Head First Events
Streamlining the user flow of a new online branding effort
June 2017 | Design, Content Strategy
Companies with multiple websites can face challenges when unifying their brand. Is it possible to unify content under one website?
Design an information architecture for a new site combining several brands under one roof.
Head First Events is a new branding effort by TeamBonding, a company in Boston focused on live team-building experiences. There were several types of experiences they managed that all had separate web pages, and they brought me on to help unify the brand under one website.
Before breaking any ground on the project, I had to understand the scope of the project.
I met with the founder of the company and discussed his vision and goals with him.
Goals: The client wanted to merge several existing websites into one experience.
Budget: Since the project was only preliminary information architecture work, the client was working with a budget of about $500.
Timeline: The timeline for the project was only three weeks.
Vision: The new website would include all the information available on the existing sites but under one brand and website. It would also include tools for customers to easily book events regardless of which event they were interested in.
I first went through all the existing websites to gain an understanding of all the information they contained.
Since several websites would be contained within one and the client wanted all the information to be on the new site, I went through all the pages and gleaned what information they displayed. This would allow me to better organize the information by seeing similarities and opportunities for succinct outlining.
I focused on:
What do these sites say about each type of event?
How are these current sites organized?
Are there any opportunities to gather the information on these sites together on the new one?
What I learned from exercise:
There are similar classes of information contained on these sites, which is an opportunity to organize them in a succinct way
There are too many pages spread across the sites, necessitating too many clicks by users
All calendars on these sites should be combined for easy access
Site Mapping / Information Architecture
Taking all the existing sites into consideration, I created a site map of a new combined site.
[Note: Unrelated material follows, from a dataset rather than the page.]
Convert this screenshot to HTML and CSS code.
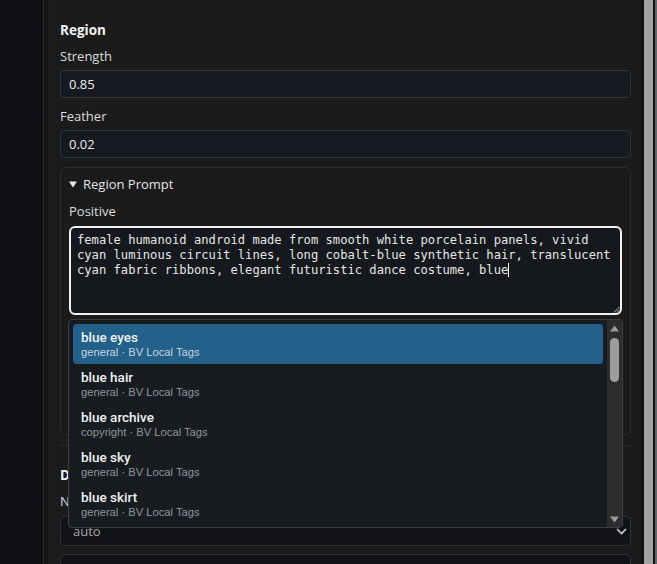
FILE: index.html
```html
<!DOCTYPE html>
<html lang="en">
<head>
<meta charset="utf-8">
<title>Region settings</title>
<link rel="stylesheet" href="styles.css">
</head>
<body>
<div class="app">
  <div class="gutter"></div>
  <div class="rail"></div>
  <aside class="panel">
    <div class="panel-scroll">
      <section class="group">
        <h3 class="group-title">Region</h3>
        <div class="field">
          <label class="field-label" for="strength">Strength</label>
          <input class="input" id="strength" type="text" value="0.85">
        </div>
        <div class="field">
          <label class="field-label" for="feather">Feather</label>
          <input class="input" id="feather" type="text" value="0.02">
        </div>
        <div class="fold">
          <div class="fold-summary">
            <svg class="fold-caret" width="8" height="7" viewBox="0 0 8 7"><path d="M0 0.5h8L4 6.5z" fill="#e6e6e6"/></svg>
            <span>Region Prompt</span>
          </div>
          <div class="field">
            <div class="field-label">Positive</div>
            <div class="prompt-wrap">
              <div class="prompt prompt-focus" role="textbox" aria-multiline="true">female humanoid android made from smooth white porcelain panels, vivid cyan luminous circuit lines, long cobalt-blue synthetic hair, translucent cyan fabric ribbons, elegant futuristic dance costume, blue<span class="caret"></span></div>
              <svg class="grip" width="8" height="8" viewBox="0 0 8 8"><path d="M7.5 2L2 7.5M7.5 5L5 7.5" stroke="#c4c4c4" stroke-width="1"/></svg>
              <div class="suggest" role="listbox">
                <ul class="suggest-list">
                  <li class="suggest-item active"><span class="tag">blue eyes</span><span class="meta">general · BV Local Tags</span></li>
                  <li class="suggest-item"><span class="tag">blue hair</span><span class="meta">general · BV Local Tags</span></li>
                  <li class="suggest-item"><span class="tag">blue archive</span><span class="meta">copyright · BV Local Tags</span></li>
                  <li class="suggest-item"><span class="tag">blue sky</span><span class="meta">general · BV Local Tags</span></li>
                  <li class="suggest-item"><span class="tag">blue skirt</span><span class="meta">general · BV Local Tags</span></li>
                  <li class="suggest-item"><span class="tag">blue background</span><span class="meta">general · BV Local Tags</span></li>
                  <li class="suggest-item"><span class="tag">blue flower</span><span class="meta">general · BV Local Tags</span></li>
                </ul>
                <div class="suggest-scroll">
                  <svg class="arrow" width="9" height="7" viewBox="0 0 9 7"><path d="M4.5 0.5L9 6.5H0z" fill="#9c9c9c"/></svg>
                  <div class="suggest-thumb"></div>
                  <svg class="arrow arrow-down" width="9" height="7" viewBox="0 0 9 7"><path d="M0 0.5h9L4.5 6.5z" fill="#9c9c9c"/></svg>
                </div>
              </div>
            </div>
          </div>
          <div class="field">
            <div class="field-label">Negative</div>
            <div class="prompt prompt-short" role="textbox" aria-multiline="true">lowres, blurry, extra fingers</div>
          </div>
        </div>
      </section>
      <section class="group">
        <h3 class="group-title">Details</h3>
        <div class="field">
          <div class="field-label">Noise source</div>
          <div class="select">
            <span>auto</span>
            <svg class="chevron" width="11" height="7" viewBox="0 0 11 7"><path d="M1 1l4.5 4.5L10 1" fill="none" stroke="#cfcfcf" stroke-width="1.6"/></svg>
          </div>
        </div>
        <div class="select select-tall"></div>
      </section>
    </div>
    <div class="scrollbar"><div class="scrollbar-thumb"></div></div>
    <div class="edge"></div>
  </aside>
</div>
</body>
</html>
```

FILE: styles.css
```css
* { box-sizing: border-box; }

html, body {
  margin: 0;
  height: 100%;
}

body {
  background: #0f1114;
  color: #dedede;
  font-family: "Open Sans", "Segoe UI", sans-serif;
  font-size: 13px;
  overflow: hidden;
}

.app {
  display: flex;
  height: 564px;
}

.gutter {
  width: 43px;
  background: #0f1114;
}

.rail {
  width: 6px;
  background: #161616;
  border-left: 1px solid #2a2a2a;
}

.panel {
  flex: 1;
  min-width: 0;
  display: flex;
  background: #1b1b1b;
  border-left: 1px solid #242424;
}

.panel-scroll {
  flex: 1;
  min-width: 0;
  overflow: hidden;
  padding: 0 10px;
}

.scrollbar {
  width: 14px;
  display: flex;
  background: #151515;
  padding: 0 2px 0 3px;
}

.scrollbar-thumb {
  flex: 1;
  background: #a3a3a3;
}

.edge {
  width: 2px;
  background: #5e6b6b;
}

/* settings groups */
.group {
  display: flex;
  flex-direction: column;
  gap: 8px;
  padding: 20px 0 10px;
  border-bottom: 1px solid #2a2a2a;
}

.group + .group {
  padding-top: 19px;
  border-bottom: 0;
}

.group-title {
  margin: 0 0 -2px;
  font-size: 13.5px;
  line-height: 20px;
  font-weight: 700;
  color: #f2f2f2;
}

.field {
  display: flex;
  flex-direction: column;
  gap: 4px;
}

.field-label {
  font-size: 13px;
  line-height: 20px;
  color: #dcdcdc;
}

.input {
  height: 28px;
  width: 100%;
  margin: 0;
  padding: 0 8px;
  background: #161a20;
  border: 1px solid #30343a;
  border-radius: 4px;
  color: #ececec;
  font-family: "Open Sans", "Segoe UI", sans-serif;
  font-size: 13px;
  outline: none;
}

/* collapsible prompt block */
.fold {
  margin-top: 1px;
  border: 1px solid #2c2c2c;
  border-radius: 6px;
  padding: 6px 8px 8px;
  display: flex;
  flex-direction: column;
  gap: 8px;
}

.fold-summary {
  display: flex;
  align-items: center;
  gap: 6px;
  height: 20px;
  margin-bottom: -1px;
  font-size: 13px;
  color: #e4e4e4;
}

.fold-caret {
  display: block;
  margin-top: 1px;
}

.fold .field {
  gap: 5px;
}

.prompt-wrap {
  position: relative;
}

.prompt {
  background: #15181c;
  border: 1px solid #30343a;
  border-radius: 6px;
  padding: 6px 7px;
  font-family: "DejaVu Sans Mono", "Liberation Mono", monospace;
  font-size: 12.15px;
  line-height: 15px;
  color: #e6e6e6;
  white-space: pre-wrap;
  overflow-wrap: break-word;
}

.prompt-focus {
  height: 89px;
  border: 2px solid #f2f2f2;
  padding: 5px 6px;
}

.prompt-short {
  height: 78px;
}

.caret {
  display: inline-block;
  width: 1px;
  height: 14px;
  background: #ffffff;
  vertical-align: -3px;
}

.grip {
  position: absolute;
  right: 2px;
  bottom: 2px;
}

/* tag suggestion popup */
.suggest {
  position: absolute;
  z-index: 5;
  top: calc(100% + 4px);
  left: -1px;
  right: -1px;
  height: 209px;
  display: flex;
  background: #181b20;
  border: 1px solid #3b3e43;
  border-radius: 4px;
  overflow: hidden;
  font-family: Roboto, "Liberation Sans", Arial, sans-serif;
}

.suggest-list {
  flex: 1;
  min-width: 0;
  list-style: none;
  margin: 0;
  padding: 4px 4px 0;
  overflow: hidden;
}

.suggest-item {
  height: 40px;
  padding: 6px 8px 5px;
  border-radius: 4px;
  display: flex;
  flex-direction: column;
}

.suggest-item.active {
  background: #23608a;
}

.tag {
  font-size: 13.5px;
  line-height: 15px;
  font-weight: 500;
  color: #eef1f4;
}

.meta {
  font-family: "Liberation Sans", Arial, sans-serif;
  font-size: 11.2px;
  line-height: 15px;
  color: #8d979f;
}

.suggest-item.active .meta {
  color: #c9d5df;
}

.suggest-scroll {
  width: 15px;
  background: #2c2c2c;
  display: flex;
  flex-direction: column;
  align-items: center;
  padding: 5px 0 4px;
}

.arrow {
  display: block;
}

.suggest-thumb {
  width: 9px;
  height: 44px;
  margin-top: 6px;
  border-radius: 5px;
  background: #9d9d9d;
}

.arrow-down {
  margin-top: auto;
}

/* select boxes */
.select {
  position: relative;
  height: 30px;
  flex: none;
  display: flex;
  align-items: center;
  padding: 0 12px;
  background: #111317;
  border: 1px solid #2e3238;
  border-radius: 5px;
  color: #a8a8a8;
  font-size: 13px;
}

.field .select {
  margin-top: 1px;
}

.select-tall {
  height: 40px;
}

.chevron {
  position: absolute;
  right: 3px;
  top: 11px;
}
```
I used Google Draw to create a site map:
This mapping shows:
No matter what page users are on, they can access the ability to book an event, regardless of whether it is a public or private event.
The information contained on the disparate websites is now contained in one site.
There is one central calendar meant to sell all tickets and show all events that Head First Events offers.
Wireframing / Layout Design
This new layout meets both client and user needs:
Navigation is simple, the information architecture is more organized under the categories of What, Who, and Why
Story of the foundation is told through graphics and media in an easy-to-discover format
Page follows modern convention, including full-width images and bright, optimistic visual language
Reduces the amount of clicks required to glean the important information from the site
Presents multiple calls to action on top of page and throughout the site
'Creative problem solver' is the phrase that comes to mind when I think about Nathan. I’ve had the pleasure of working with him over the last few weeks when I asked him to help reorganize and redesign our website. Above all, I was impressed with Nathan’s ability to take creative direction and present his own original solutions to our design challenges. He’s a great listener and a talented UX/UI designer. Nathan would be a valuable addition to any creative team he seeks to join!